## Data records
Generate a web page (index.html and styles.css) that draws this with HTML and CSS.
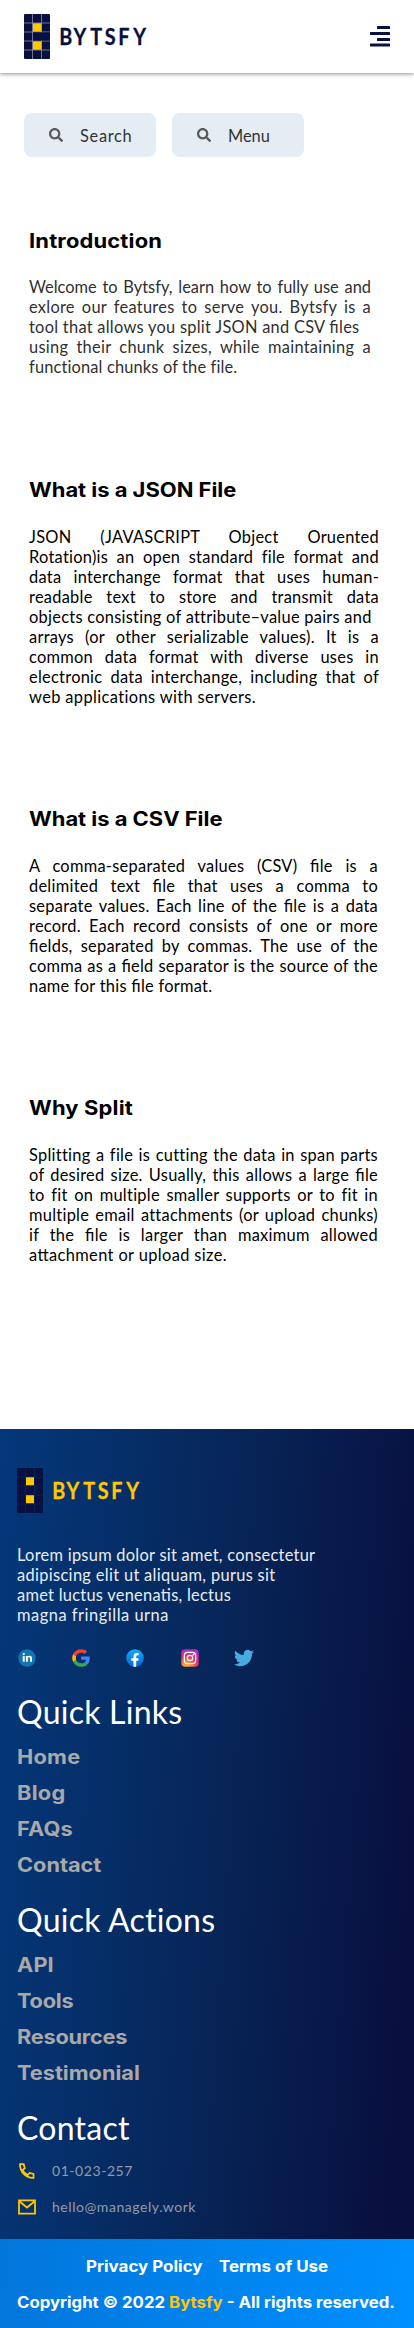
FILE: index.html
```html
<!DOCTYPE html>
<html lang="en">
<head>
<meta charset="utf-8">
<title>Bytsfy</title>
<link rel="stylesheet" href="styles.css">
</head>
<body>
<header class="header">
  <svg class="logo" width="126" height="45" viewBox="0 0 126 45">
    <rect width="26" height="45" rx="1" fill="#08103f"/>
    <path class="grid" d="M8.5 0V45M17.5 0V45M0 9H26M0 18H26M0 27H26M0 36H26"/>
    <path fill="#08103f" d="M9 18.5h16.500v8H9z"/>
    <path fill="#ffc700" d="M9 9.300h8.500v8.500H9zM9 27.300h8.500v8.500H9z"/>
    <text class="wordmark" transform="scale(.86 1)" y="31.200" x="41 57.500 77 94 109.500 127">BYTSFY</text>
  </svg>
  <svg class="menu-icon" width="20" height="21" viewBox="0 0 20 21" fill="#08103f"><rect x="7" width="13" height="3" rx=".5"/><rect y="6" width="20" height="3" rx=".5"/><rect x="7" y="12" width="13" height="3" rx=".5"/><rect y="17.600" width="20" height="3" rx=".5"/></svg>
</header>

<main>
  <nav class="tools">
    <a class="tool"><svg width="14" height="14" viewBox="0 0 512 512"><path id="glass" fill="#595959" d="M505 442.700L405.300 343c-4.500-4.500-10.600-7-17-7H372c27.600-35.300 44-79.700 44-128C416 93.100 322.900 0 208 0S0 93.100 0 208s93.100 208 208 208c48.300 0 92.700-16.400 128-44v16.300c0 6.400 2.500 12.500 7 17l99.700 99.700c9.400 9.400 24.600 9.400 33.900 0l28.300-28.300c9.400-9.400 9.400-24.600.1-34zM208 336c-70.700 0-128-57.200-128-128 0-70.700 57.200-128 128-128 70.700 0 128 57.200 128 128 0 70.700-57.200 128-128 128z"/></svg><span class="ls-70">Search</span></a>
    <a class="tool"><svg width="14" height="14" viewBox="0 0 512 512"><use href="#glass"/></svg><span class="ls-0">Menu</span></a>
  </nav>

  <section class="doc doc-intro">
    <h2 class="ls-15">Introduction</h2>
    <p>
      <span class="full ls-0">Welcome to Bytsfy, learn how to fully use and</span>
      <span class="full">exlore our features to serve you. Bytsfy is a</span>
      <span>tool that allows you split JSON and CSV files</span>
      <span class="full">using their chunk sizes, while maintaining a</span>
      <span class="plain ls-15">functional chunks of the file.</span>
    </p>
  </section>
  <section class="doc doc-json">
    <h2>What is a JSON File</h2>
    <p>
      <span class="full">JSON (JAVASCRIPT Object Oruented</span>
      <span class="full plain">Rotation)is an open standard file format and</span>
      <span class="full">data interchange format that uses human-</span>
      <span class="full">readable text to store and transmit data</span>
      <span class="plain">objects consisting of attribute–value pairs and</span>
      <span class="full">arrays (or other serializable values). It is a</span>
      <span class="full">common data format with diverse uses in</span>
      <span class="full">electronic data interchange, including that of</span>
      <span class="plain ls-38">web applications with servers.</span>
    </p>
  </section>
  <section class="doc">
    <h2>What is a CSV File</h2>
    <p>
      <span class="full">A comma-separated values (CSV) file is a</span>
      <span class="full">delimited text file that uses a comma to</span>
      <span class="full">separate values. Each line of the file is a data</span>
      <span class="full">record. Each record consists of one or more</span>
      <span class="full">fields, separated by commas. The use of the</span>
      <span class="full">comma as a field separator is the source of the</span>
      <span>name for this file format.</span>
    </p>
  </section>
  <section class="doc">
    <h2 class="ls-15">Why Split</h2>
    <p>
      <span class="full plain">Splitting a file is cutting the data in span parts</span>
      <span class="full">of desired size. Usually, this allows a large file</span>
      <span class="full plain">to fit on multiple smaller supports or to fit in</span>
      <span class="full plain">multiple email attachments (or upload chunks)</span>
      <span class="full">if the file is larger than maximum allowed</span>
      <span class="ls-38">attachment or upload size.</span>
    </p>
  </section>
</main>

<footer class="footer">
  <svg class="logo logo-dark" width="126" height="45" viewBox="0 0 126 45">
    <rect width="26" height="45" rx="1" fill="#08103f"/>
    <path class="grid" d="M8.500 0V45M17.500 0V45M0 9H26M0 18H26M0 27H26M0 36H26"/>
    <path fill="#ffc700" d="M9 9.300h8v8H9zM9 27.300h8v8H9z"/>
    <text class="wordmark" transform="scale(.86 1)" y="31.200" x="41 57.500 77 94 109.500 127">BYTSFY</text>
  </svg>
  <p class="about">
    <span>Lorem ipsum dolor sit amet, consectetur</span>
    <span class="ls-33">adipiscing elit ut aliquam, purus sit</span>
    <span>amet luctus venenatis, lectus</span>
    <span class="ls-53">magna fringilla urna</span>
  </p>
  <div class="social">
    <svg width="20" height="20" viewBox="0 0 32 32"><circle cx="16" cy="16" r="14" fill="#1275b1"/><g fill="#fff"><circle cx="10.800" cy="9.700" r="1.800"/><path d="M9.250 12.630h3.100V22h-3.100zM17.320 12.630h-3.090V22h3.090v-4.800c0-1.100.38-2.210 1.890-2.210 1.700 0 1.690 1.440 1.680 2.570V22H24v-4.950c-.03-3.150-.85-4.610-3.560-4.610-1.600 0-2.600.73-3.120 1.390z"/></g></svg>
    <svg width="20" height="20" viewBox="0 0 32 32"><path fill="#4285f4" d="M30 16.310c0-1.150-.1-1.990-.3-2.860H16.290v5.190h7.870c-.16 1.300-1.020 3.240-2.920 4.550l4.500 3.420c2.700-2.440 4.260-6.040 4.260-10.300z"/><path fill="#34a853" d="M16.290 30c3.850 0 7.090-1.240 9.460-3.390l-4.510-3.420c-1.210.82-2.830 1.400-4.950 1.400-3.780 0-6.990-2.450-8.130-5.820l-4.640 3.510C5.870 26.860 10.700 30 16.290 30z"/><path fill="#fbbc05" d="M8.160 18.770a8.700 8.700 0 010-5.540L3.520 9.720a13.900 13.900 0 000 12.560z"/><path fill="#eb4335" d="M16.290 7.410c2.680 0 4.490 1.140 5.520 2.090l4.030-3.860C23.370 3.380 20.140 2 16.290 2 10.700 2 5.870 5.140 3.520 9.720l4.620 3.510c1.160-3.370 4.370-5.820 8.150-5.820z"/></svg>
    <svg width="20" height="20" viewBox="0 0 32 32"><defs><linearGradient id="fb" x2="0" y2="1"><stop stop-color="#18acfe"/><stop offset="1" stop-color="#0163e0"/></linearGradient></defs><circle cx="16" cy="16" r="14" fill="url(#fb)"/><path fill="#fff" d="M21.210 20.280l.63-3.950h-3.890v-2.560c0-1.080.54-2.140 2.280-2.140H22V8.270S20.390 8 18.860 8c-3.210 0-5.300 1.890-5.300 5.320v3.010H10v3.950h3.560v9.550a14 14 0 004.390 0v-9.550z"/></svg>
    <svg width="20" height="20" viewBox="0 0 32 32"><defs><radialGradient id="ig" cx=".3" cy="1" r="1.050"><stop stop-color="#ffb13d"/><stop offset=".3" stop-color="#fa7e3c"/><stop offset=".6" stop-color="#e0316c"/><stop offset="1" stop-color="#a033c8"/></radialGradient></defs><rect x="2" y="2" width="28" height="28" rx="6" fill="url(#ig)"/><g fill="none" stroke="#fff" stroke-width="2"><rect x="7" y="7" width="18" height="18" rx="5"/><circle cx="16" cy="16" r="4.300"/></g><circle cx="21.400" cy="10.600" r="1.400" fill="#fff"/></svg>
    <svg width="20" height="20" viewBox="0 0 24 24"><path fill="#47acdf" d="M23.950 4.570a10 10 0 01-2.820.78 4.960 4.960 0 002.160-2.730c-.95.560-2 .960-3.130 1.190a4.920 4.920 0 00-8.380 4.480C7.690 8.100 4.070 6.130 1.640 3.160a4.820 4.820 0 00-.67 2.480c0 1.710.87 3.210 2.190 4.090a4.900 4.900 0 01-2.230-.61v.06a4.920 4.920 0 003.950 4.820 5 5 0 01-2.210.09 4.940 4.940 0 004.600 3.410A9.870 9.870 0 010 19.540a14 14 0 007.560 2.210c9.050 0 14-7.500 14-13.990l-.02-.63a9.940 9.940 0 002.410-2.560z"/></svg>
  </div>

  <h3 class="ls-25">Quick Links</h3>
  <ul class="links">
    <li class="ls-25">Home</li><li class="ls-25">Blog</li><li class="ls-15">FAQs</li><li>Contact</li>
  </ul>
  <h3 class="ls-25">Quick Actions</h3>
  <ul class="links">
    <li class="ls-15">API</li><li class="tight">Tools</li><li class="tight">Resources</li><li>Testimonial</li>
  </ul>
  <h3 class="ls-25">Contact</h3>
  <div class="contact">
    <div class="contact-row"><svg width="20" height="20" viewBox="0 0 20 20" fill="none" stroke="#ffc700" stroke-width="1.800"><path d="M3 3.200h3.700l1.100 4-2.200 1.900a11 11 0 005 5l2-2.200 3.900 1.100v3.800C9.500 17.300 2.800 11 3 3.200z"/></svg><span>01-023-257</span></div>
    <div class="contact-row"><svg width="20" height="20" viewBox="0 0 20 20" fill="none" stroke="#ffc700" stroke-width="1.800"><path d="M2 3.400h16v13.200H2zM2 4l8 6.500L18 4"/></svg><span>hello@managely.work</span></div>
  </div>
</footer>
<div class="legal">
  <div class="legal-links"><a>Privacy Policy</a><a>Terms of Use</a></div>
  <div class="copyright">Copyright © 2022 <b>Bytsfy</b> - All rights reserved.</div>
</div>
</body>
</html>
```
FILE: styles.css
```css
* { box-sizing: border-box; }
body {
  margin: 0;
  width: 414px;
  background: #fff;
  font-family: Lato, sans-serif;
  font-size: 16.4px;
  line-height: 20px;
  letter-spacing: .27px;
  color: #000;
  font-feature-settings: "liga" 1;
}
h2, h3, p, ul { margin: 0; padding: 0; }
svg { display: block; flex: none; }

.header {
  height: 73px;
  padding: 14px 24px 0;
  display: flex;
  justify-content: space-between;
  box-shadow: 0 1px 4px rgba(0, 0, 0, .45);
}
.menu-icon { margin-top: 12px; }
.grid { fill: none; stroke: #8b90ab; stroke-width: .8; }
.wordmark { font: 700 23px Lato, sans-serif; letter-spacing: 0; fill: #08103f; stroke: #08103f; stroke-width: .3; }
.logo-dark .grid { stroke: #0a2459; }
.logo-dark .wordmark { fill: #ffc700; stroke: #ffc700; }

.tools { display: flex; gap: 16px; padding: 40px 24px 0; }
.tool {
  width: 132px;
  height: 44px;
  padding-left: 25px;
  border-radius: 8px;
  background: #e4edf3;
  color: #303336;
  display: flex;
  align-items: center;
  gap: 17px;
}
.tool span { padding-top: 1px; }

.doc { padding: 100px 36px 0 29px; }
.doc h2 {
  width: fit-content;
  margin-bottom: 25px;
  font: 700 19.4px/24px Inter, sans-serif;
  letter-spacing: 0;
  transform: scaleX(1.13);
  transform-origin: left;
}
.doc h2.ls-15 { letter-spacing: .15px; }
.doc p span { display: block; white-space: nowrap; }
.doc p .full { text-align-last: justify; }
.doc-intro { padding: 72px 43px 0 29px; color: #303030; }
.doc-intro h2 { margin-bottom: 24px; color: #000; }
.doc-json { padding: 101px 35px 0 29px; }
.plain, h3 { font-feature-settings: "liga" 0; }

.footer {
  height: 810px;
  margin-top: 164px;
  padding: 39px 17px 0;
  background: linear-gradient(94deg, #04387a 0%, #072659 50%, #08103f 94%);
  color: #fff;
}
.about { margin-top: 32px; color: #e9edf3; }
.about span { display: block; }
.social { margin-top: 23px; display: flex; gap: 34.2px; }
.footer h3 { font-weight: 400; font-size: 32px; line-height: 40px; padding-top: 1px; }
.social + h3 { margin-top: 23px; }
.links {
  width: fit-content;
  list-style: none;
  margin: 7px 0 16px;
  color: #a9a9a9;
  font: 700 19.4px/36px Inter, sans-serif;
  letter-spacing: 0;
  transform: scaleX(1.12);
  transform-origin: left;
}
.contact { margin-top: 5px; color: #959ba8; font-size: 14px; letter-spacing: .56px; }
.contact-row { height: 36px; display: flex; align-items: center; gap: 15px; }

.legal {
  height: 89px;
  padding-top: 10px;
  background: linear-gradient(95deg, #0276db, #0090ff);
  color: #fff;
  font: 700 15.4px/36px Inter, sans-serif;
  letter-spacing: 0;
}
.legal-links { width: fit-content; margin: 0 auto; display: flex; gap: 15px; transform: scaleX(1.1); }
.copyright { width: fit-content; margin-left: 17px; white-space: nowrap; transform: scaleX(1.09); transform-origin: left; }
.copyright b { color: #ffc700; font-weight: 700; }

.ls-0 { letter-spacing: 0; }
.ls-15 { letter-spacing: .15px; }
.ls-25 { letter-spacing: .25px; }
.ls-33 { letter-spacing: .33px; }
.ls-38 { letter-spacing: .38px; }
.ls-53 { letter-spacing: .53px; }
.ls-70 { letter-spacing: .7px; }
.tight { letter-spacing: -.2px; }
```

---

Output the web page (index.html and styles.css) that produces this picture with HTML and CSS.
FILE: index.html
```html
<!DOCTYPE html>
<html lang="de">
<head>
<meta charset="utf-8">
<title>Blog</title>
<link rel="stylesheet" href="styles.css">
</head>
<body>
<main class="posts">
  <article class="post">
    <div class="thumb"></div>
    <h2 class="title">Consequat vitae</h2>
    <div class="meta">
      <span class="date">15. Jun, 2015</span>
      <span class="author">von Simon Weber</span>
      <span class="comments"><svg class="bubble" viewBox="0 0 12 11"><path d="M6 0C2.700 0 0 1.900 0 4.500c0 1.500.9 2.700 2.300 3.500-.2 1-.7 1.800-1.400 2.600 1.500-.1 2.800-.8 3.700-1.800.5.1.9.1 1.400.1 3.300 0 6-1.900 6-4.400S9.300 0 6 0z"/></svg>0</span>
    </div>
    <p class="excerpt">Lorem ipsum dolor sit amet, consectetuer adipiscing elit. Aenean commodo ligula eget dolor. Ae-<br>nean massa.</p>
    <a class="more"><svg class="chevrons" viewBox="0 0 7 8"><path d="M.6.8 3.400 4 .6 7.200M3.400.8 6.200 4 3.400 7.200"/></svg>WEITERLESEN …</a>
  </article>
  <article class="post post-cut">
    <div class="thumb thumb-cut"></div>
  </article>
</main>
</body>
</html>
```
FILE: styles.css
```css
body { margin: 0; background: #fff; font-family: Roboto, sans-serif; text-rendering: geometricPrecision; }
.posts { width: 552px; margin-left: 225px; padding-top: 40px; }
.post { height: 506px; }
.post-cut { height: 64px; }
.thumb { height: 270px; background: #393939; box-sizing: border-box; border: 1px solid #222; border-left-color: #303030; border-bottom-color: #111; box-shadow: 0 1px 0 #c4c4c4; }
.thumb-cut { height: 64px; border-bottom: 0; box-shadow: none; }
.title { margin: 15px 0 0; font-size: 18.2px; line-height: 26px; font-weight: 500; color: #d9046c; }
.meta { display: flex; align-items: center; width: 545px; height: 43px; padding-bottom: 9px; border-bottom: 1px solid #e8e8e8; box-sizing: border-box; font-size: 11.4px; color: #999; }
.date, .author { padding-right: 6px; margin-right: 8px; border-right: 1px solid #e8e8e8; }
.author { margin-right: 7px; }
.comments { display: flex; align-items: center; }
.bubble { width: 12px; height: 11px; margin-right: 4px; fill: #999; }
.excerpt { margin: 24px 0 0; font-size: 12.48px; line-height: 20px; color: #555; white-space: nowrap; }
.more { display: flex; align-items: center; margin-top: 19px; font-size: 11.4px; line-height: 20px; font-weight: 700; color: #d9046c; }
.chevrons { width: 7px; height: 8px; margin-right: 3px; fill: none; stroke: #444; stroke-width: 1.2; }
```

## Task prompt
Only lines that contain the word "index" are wanted; copy each of them.

## Response
Generate a web page (index.html and styles.css) that draws this with HTML and CSS.
FILE: index.html
Output the web page (index.html and styles.css) that produces this picture with HTML and CSS.
FILE: index.html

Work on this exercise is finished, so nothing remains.